Fannie Gaston-Johansson, a long-time faculty member of the School of Nursing at Johns Hopkins University in Baltimore, died at her home in Baltimore on January 7. She was 84 years old.
Dr. Gaston-Johansson grew up in Hickory, North Carolina, and was valedictorian of her high school class. She earned a bachelor’s degree in nursing from nearby Winston-Salem State University. Dr. Gaston-Johansson continued her studies at the University of California, San Francisco, where she received a master’s degree in medical, surgical, and psychiatric nursing. She traveled to Sweden as an exchange student where she met her husband, Dr. Sonny Johansson and raised a family. While raising her four children and working full-time, she earned a Ph.D. in 1985 at the University of Gothenburg in Sweden.
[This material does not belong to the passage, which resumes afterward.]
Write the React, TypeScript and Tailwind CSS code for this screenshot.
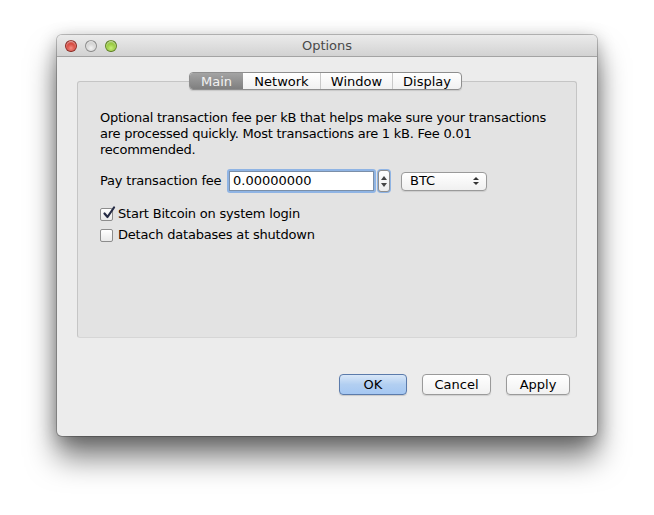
import React from "react";

const font = { fontFamily: '"DejaVu Sans", "Open Sans", sans-serif' };

function Light({ color }: { color: string }) {
  return (
    <span
      className={`w-[12px] h-[12px] rounded-full border border-black/30 ${color} shadow-[inset_0_1px_2px_rgba(255,255,255,0.7)]`}
    />
  );
}

function Checkbox({ checked }: { checked?: boolean }) {
  return (
    <span className="relative w-[13px] h-[13px] rounded-[2px] border border-[#8c8c8c] bg-gradient-to-b from-white to-[#e9e9e9] shrink-0">
      {checked && (
        <svg viewBox="0 0 14 14" className="absolute -top-[3px] left-[1px] w-[14px] h-[14px]">
          <path d="M2.5 7.5 L5.5 11 L12 1.5" fill="none" stroke="#262c45" strokeWidth="2.2" strokeLinecap="round" strokeLinejoin="round" />
        </svg>
      )}
    </span>
  );
}

function Button({ label, primary, w }: { label: string; primary?: boolean; w: string }) {
  return (
    <button
      className={`${w} h-[21px] rounded-[4px] text-[13px] text-black ${
        primary
          ? "border border-[#5b7bab] bg-gradient-to-b from-[#d9e7f8] via-[#b2cff1] to-[#a5c7f2] shadow-[0_1px_1px_rgba(0,0,0,0.15)]"
          : "border border-[#9a9a9a] bg-gradient-to-b from-white to-[#f1f1f1] shadow-[0_1px_1px_rgba(0,0,0,0.12)]"
      }`}
    >
      {label}
    </button>
  );
}

export default function App() {
  const tabs = [
    { name: "Main", w: "w-[53px]" },
    { name: "Network", w: "w-[77px]" },
    { name: "Window", w: "w-[72px]" },
    { name: "Display", w: "w-[69px]" },
  ];

  return (
    <div className="w-[654px] h-[515px] bg-white pl-[57px] pt-[35px]" style={font}>
      <div className="w-[540px] h-[401px] flex flex-col rounded-[5px] bg-[#ececec] shadow-[0_22px_30px_rgba(0,0,0,0.5),0_4px_18px_rgba(0,0,0,0.3),0_0_0_1px_rgba(0,0,0,0.22)] overflow-hidden">
        {/* Title bar */}
        <div className="relative h-[22px] shrink-0 flex items-center bg-gradient-to-b from-[#ebebeb] to-[#d2d2d2] border-b border-[#a3a3a3]">
          <div className="flex items-center gap-[8px] pl-[8px]">
            <Light color="bg-[radial-gradient(circle_at_50%_70%,#f48d83,#d1382e_60%,#a8281f)]" />
            <Light color="bg-[radial-gradient(circle_at_50%_70%,#f4f4f4,#cfcfcf_60%,#a9a9a9)]" />
            <Light color="bg-[radial-gradient(circle_at_50%_70%,#c8ef7a,#8dc22f_60%,#5f9515)]" />
          </div>
          <span className="absolute inset-0 flex items-center justify-center text-[13px] text-[#4a4a4a]">Options</span>
        </div>

        {/* Content */}
        <div className="flex-1 flex flex-col px-[20px] pt-[15px]">
          <div className="relative z-10 flex justify-center">
            <div className="flex h-[18px] rounded-[4px] border border-[#8e8e8e] bg-gradient-to-b from-white to-[#f1f1f1] overflow-hidden shadow-[0_1px_1px_rgba(0,0,0,0.12)] mr-[3px]">
              {tabs.map((t, i) => (
                <div
                  key={t.name}
                  className={`${t.w} flex items-center justify-center text-[13px] leading-none ${
                    i === 0
                      ? "bg-gradient-to-b from-[#a4a4a4] to-[#7f7f7f] text-[#f2f2f2]"
                      : "text-black border-l border-[#c9c9c9]"
                  } ${i === 1 ? "border-l-0" : ""}`}
                >
                  {t.name}
                </div>
              ))}
            </div>
          </div>

          <div className="-mt-[9px] h-[257px] rounded-[3px] border border-[#c5c5c5] border-b-[#d6d6d6] bg-[#e3e3e3] pt-[28px] pl-[22px] text-[13px] text-black">
            <p className="leading-[16px] tracking-[-0.24px]">
              Optional transaction fee per kB that helps make sure your transactions
              <br />
              are processed quickly. Most transactions are 1 kB. Fee 0.01
              <br />
              recommended.
            </p>

            <div className="flex items-center mt-[11px] h-[24px]">
              <span className="w-[127px] tracking-[-0.2px]">Pay transaction fee</span>
              <div className="h-[24px] w-[149px] rounded-[3px] bg-[#8fb4e4] p-[2px]">
                <div className="h-full w-full border border-[#7b8fa8] bg-white flex items-center pl-[3px]">
                  0.00000000
                </div>
              </div>
              <div className="ml-[1px] h-[24px] w-[14px] rounded-[4px] bg-[#8fb4e4] p-[1px]">
                <div className="h-full w-full rounded-[3px] border border-[#8e8e8e] bg-gradient-to-b from-white to-[#ececec] flex flex-col items-center justify-center gap-[3px]">
                  <span className="w-0 h-0 border-l-[3px] border-r-[3px] border-b-[4px] border-l-transparent border-r-transparent border-b-[#444]" />
                  <span className="w-0 h-0 border-l-[3px] border-r-[3px] border-t-[4px] border-l-transparent border-r-transparent border-t-[#444]" />
                </div>
              </div>
              <div className="ml-[10px] h-[19px] w-[86px] rounded-[4px] border border-[#9a9a9a] bg-gradient-to-b from-white to-[#f0f0f0] flex items-center justify-between pl-[8px] pr-[7px] shadow-[0_1px_1px_rgba(0,0,0,0.1)]">
                <span>BTC</span>
                <span className="flex flex-col items-center gap-[2px]">
                  <span className="w-0 h-0 border-l-[3px] border-r-[3px] border-b-[3px] border-l-transparent border-r-transparent border-b-[#333]" />
                  <span className="w-0 h-0 border-l-[3px] border-r-[3px] border-t-[3px] border-l-transparent border-r-transparent border-t-[#333]" />
                </span>
              </div>
            </div>

            <div className="flex items-center gap-[5px] mt-[12px] h-[18px] tracking-[-0.2px]">
              <Checkbox checked />
              <span>Start Bitcoin on system login</span>
            </div>
            <div className="flex items-center gap-[5px] mt-[3px] h-[18px] tracking-[-0.2px]">
              <Checkbox />
              <span>Detach databases at shutdown</span>
            </div>
          </div>

          <div className="flex justify-end gap-[15px] mt-[36px] pr-[7px]">
            <Button label="OK" primary w="w-[68px]" />
            <Button label="Cancel" w="w-[69px]" />
            <Button label="Apply" w="w-[64px]" />
          </div>
        </div>
      </div>
    </div>
  );
}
Dr. Gaston-Johansson was a member of the University of Nebraska Medical Center faculty from 1985 to 1993 where she served as an associate professor and the director of nursing research and quality improvement. She joined the Johns Hopkins School of Nursing in 1993 as an associate professor and held the Elsie M. Lawler Endowed Chair throughout her tenure. In 1998, Professor Gaston-Johansson became the first Black woman to become a tenured professor at Johns Hopkins University. For a time, she held joint appointments at Johns Hopkins and the University of Gothenburg.
Her work and research focused on symptom and pain management, quality of life, breast cancer, cardiovascular disease, and racial and ethnic health disparities. A scientist who authored upwards of 100 scientific articles, Professor Gaston-Johansson was also an inventor, holding U.S. and international patents on the Pain-O-Meter, an assessment tool that provides a standardized way to measure pain. It has been used by hospitals in the United States and overseas.
In 2007, Gaston-Johansson was named the inaugural chair of the department of acute and chronic care at John Hopkins Nursing, as the school’s faculty was organized in academic departments for the first time. She also served as director of the school’s Center on Health Disparities Research. She was named professor emerita upon her retirement in 2014.
In May 2022, Johns Hopkins University renamed the Target Opportunity Program, the Fannie Gaston-Johansson Faculty of Excellence Program. Since 2015 this program has played a key role in increasing faculty diversity at Johns Hopkins University.